Interview d'un auteur qu'on lit trop peu...
Quelles sont les raisons des 15 ans d'attente pour la suite de Dans les villages ? Comment ce retour s'est-il fait ?
Dans les années 90, les Humanos venaient de racheter la série. À cette époque, ils voulaient instaurer un nouveau type d'édition où les auteurs allaient perdre pas mal de leur liberté de création.
Ils souhaitaient par exemple, que je change mon dessin, l'esprit de mon histoire etc... J'ai décidé de tout bloquer et d'attendre des jours meilleurs. Je n'ai jamais pensé une seconde que la série était enterrée, et je n'ai jamais cessé de prendre des notes. Et puis, sur un coup de fil avec Sébastien Gnaedig, qui était alors chez DUPUIS, tout s'est dénoué, il y a deux ans. Sans l'épisode "Humanos", il y aurait eu pas mal d'autres tomes des "Villages" depuis. Mais au final, cette sorte de maturation forcée m'a bien servi.
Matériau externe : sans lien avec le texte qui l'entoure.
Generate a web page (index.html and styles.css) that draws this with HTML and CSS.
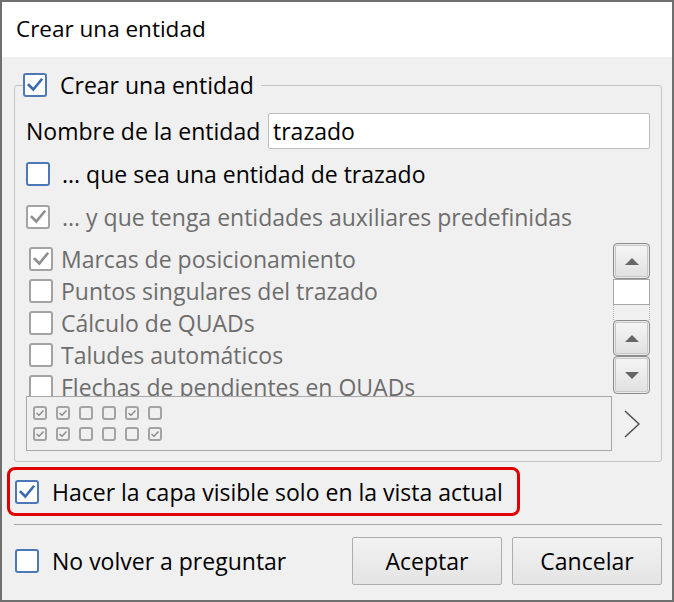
FILE: index.html
```html
<!DOCTYPE html>
<html lang="es">
<head>
<meta charset="utf-8">
<title>Crear una entidad</title>
<link rel="stylesheet" href="styles.css">
</head>
<body>
<div class="window">
  <div class="titlebar">Crear una entidad</div>
  <div class="content">
    <fieldset class="group">
      <legend class="legend">
        <span class="cb"><svg viewBox="0 0 20 20"><path d="M3.8 10 L8.3 14.5 L16.3 4.8"/></svg></span>
        <span>Crear una entidad</span>
      </legend>

      <div class="name-row">
        <span class="label">Nombre de la entidad</span>
        <div class="input">trazado</div>
      </div>

      <div class="row row-trazado">
        <span class="cb"></span>
        <span class="text">... que sea una entidad de trazado</span>
      </div>

      <div class="row row-aux dis">
        <span class="cb dis"><svg viewBox="0 0 20 20"><path d="M3.8 10 L8.3 14.5 L16.3 4.8"/></svg></span>
        <span class="text">... y que tenga entidades auxiliares predefinidas</span>
      </div>

      <div class="list-area">
        <div class="list">
          <div class="item"><span class="cb dis"><svg viewBox="0 0 20 20"><path d="M3.8 10 L8.3 14.5 L16.3 4.8"/></svg></span><span>Marcas de posicionamiento</span></div>
          <div class="item"><span class="cb dis"></span><span>Puntos singulares del trazado</span></div>
          <div class="item"><span class="cb dis"></span><span>Cálculo de QUADs</span></div>
          <div class="item"><span class="cb dis"></span><span>Taludes automáticos</span></div>
          <div class="item"><span class="cb dis"></span><span>Flechas de pendientes en QUADs</span></div>
        </div>
        <div class="scroll-col">
          <div class="sbtn"><span class="tri up"></span></div>
          <div class="thumb"></div>
          <div class="track"></div>
          <div class="sbtn"><span class="tri up"></span></div>
          <div class="sbtn sbtn-down"><span class="tri down"></span></div>
        </div>
      </div>

      <div class="mini-area">
        <div class="mini-box">
          <div class="mini-grid">
            <span class="mcb"><svg viewBox="0 0 14 14"><path d="M3.5 7 L6 9.3 L10.5 4.6"/></svg></span>
            <span class="mcb"><svg viewBox="0 0 14 14"><path d="M3.5 7 L6 9.3 L10.5 4.6"/></svg></span>
            <span class="mcb"></span>
            <span class="mcb"></span>
            <span class="mcb"><svg viewBox="0 0 14 14"><path d="M3.5 7 L6 9.3 L10.5 4.6"/></svg></span>
            <span class="mcb"></span>
            <span class="mcb"><svg viewBox="0 0 14 14"><path d="M3.5 7 L6 9.3 L10.5 4.6"/></svg></span>
            <span class="mcb"><svg viewBox="0 0 14 14"><path d="M3.5 7 L6 9.3 L10.5 4.6"/></svg></span>
            <span class="mcb"></span>
            <span class="mcb"></span>
            <span class="mcb"></span>
            <span class="mcb"><svg viewBox="0 0 14 14"><path d="M3.5 7 L6 9.3 L10.5 4.6"/></svg></span>
          </div>
        </div>
        <div class="chev"><svg viewBox="0 0 18 28" width="18" height="28"><path d="M2 1 L16 14 L2 27"/></svg></div>
      </div>
    </fieldset>

    <div class="highlight">
      <span class="cb"><svg viewBox="0 0 20 20"><path d="M3.8 10 L8.3 14.5 L16.3 4.8"/></svg></span>
      <span class="text">Hacer la capa visible solo en la vista actual</span>
    </div>

    <div class="sep"></div>

    <div class="footer">
      <div class="footer-check">
        <span class="cb"></span>
        <span class="text">No volver a preguntar</span>
      </div>
      <div class="buttons">
        <button class="btn" type="button">Aceptar</button>
        <button class="btn" type="button">Cancelar</button>
      </div>
    </div>
  </div>
</div>
</body>
</html>
```

FILE: styles.css
```css
* { box-sizing: border-box; }

html, body {
  margin: 0;
  padding: 0;
  background: #ffffff;
}

body {
  font-family: "Open Sans", "Noto Sans", "Liberation Sans", sans-serif;
  font-size: 23px;
  color: #000;
}

.window {
  width: 674px;
  height: 602px;
  border: 2px solid #6f6f6f;
  background: #f0f0f0;
  display: flex;
  flex-direction: column;
}

.titlebar {
  height: 55px;
  background: #ffffff;
  padding: 0 0 2px 14px;
  display: flex;
  align-items: center;
  font-size: 22.5px;
}

.content {
  display: flex;
  flex-direction: column;
}

/* group box */
.group {
  margin: 15px 0 0 12px;
  width: 648px;
  border: 1px solid #c4c4c4;
  border-radius: 3px;
  padding: 0 11px 10px 11px;
  min-width: 0;
}

.legend {
  margin-left: -3px;
  padding: 0 7px 0 0;
  height: 26px;
  display: flex;
  align-items: center;
  gap: 13px;
}

.cb {
  width: 24px;
  height: 24px;
  flex: none;
  border: 2px solid #4c79b5;
  border-radius: 3px;
  background: #ffffff;
  display: inline-flex;
}

.cb svg {
  width: 20px;
  height: 20px;
  fill: none;
  stroke: #3b6cb0;
  stroke-width: 2.6;
  stroke-linecap: square;
}

.cb.dis {
  border-color: #a3a3a3;
}

.cb.dis svg {
  stroke: #8f8f8f;
}

.name-row {
  margin-top: 15px;
  height: 36px;
  display: flex;
  align-items: center;
  justify-content: space-between;
}

.input {
  width: 382px;
  height: 36px;
  background: #ffffff;
  border: 1px solid #bdbdbd;
  border-radius: 2px;
  padding-left: 4px;
  display: flex;
  align-items: center;
}

.row {
  height: 32px;
  display: flex;
  align-items: center;
  gap: 12px;
}

.row-trazado { margin-top: 9px; }
.row-aux { margin-top: 11px; }

.dis, .list { color: #6d6d6d; }

/* list */
.list-area {
  margin-top: 10px;
  height: 153px;
  display: flex;
  justify-content: space-between;
}

.list {
  height: 153px;
  overflow: hidden;
  padding-left: 3px;
}

.item {
  height: 32px;
  display: flex;
  align-items: center;
  gap: 8px;
  white-space: nowrap;
}

.scroll-col {
  width: 37px;
  display: flex;
  flex-direction: column;
}

.sbtn {
  height: 36px;
  border: 1px solid #8c8c8c;
  border-radius: 4px;
  box-shadow: inset 0 0 0 1px #e9e9e9, inset 0 0 0 2px #c8c8c8;
  background: linear-gradient(#f6f6f6, #e0e0e0);
  display: flex;
  align-items: center;
  justify-content: center;
}

.sbtn-down { height: 38px; }

.tri {
  width: 0;
  height: 0;
  border-left: 7px solid transparent;
  border-right: 7px solid transparent;
}

.tri.up { border-bottom: 7px solid #666666; }
.tri.down { border-top: 7px solid #666666; }

.thumb {
  height: 26px;
  background: #ffffff;
  border: 1px solid #a8a8a8;
}

.track {
  height: 15px;
  border-left: 1px dotted #b5b5b5;
  border-right: 1px dotted #b5b5b5;
}

/* mini area */
.mini-area {
  height: 55px;
  display: flex;
}

.mini-box {
  width: 586px;
  height: 55px;
  border: 1px solid #a8a8a8;
  padding: 9px 0 0 6px;
}

.mini-grid {
  display: grid;
  grid-template-columns: repeat(6, 14px);
  column-gap: 9px;
  row-gap: 7px;
}

.mcb {
  width: 14px;
  height: 14px;
  border: 2px solid #a3a3a3;
  border-radius: 3px;
  display: inline-flex;
  align-items: center;
  justify-content: center;
}

.mcb svg {
  width: 14px;
  height: 14px;
  flex: none;
  margin: -2px;
  fill: none;
  stroke: #8a8a8a;
  stroke-width: 1.4;
}

.chev {
  flex: 1;
  display: flex;
  align-items: center;
  justify-content: center;
  padding-left: 2px;
}

.chev svg {
  fill: none;
  stroke: #4a4a4a;
  stroke-width: 1.4;
}

/* highlighted option */
.highlight {
  margin: 5px 0 0 5px;
  width: 513px;
  height: 49px;
  border: 3px solid #e00000;
  border-radius: 8px;
  padding-left: 5px;
  display: flex;
  align-items: center;
  gap: 13px;
}

.sep {
  margin: 8px 0 0 12px;
  width: 648px;
  height: 1px;
  background: #a9a9a9;
}

.footer {
  margin-top: 12px;
  padding: 0 10px 0 13px;
  height: 48px;
  display: flex;
  align-items: center;
  justify-content: space-between;
}

.footer-check {
  display: flex;
  align-items: center;
  gap: 13px;
}

.buttons {
  display: flex;
  gap: 10px;
}

.btn {
  width: 150px;
  height: 48px;
  font: inherit;
  color: #000;
  border: 1px solid #adadad;
  border-radius: 2px;
  background: linear-gradient(#f2f2f2, #e4e4e4);
  padding: 0;
}
```
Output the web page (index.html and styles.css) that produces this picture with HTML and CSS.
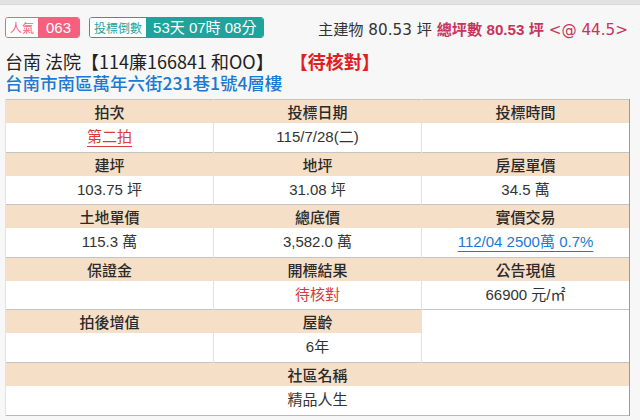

A-t'il été difficile de revenir dans cet univers ?
Les "Villages" c'est ma signature, c'est mon profil le plus exact. Lorsque je me mets devant ma table à dessin, dès le premier trait, je suis dedans facilement, comme un épisode naturel de ma vie. J'aime retrouver chaque jour mes personnages, m'étonner devant eux.
Ce nouvel album de Dans les villages montre un auteur totalement dépassé par sa création et ayant des doutes sur sa carrière. Où se termine la fiction, où commence "l'autobiographie" ?
Peu à peu, la nécessité m'est venue d'utiliser une structure de récit digressive, où la vie personnelle de l'auteur est prise en compte, en montrant comment elle influe sur son oeuvre et inversement, comment l'oeuvre peut influer sur son auteur. C'est, finalement, une chose tout à fait naturelle, que chaque personne qui crée vit au quotidien. Il m'a semblé intéressant de partir du présupposé qu'il y avait continuité entre le fictif et le vécu de l'auteur. Je pense même que l'on puisse parler simplement pour cet album de "récit autobiographique", dans la mesure où tout ce qui est du domaine du ludique, du fantasme, de l'imaginaire, sont encore en ce qui me concerne, des "produits de la vie".
Il y a-t'il un plan construit et avez-vous un but précis sur l'évolution de Dans les villages pour les années à venir ?
Je n'ai pas de plan. Je dirais plutôt que j'ai un sentiment de certitude avec mon univers, à la fois narratif et graphique. Chaque jour, je le reconnais de mieux en mieux, je le cerne avec plus d'acuité, je constate son évidence. Mais, de la même façon que je trouverais désolant de ne vivre que des choses prévisibles chaque fois que je sors de chez moi, je tiens à garder une distance, une naïveté qui me permette d'être étonné par l'avancée de mon récit.
Donc, une construction, oui, mais à moyen terme seulement.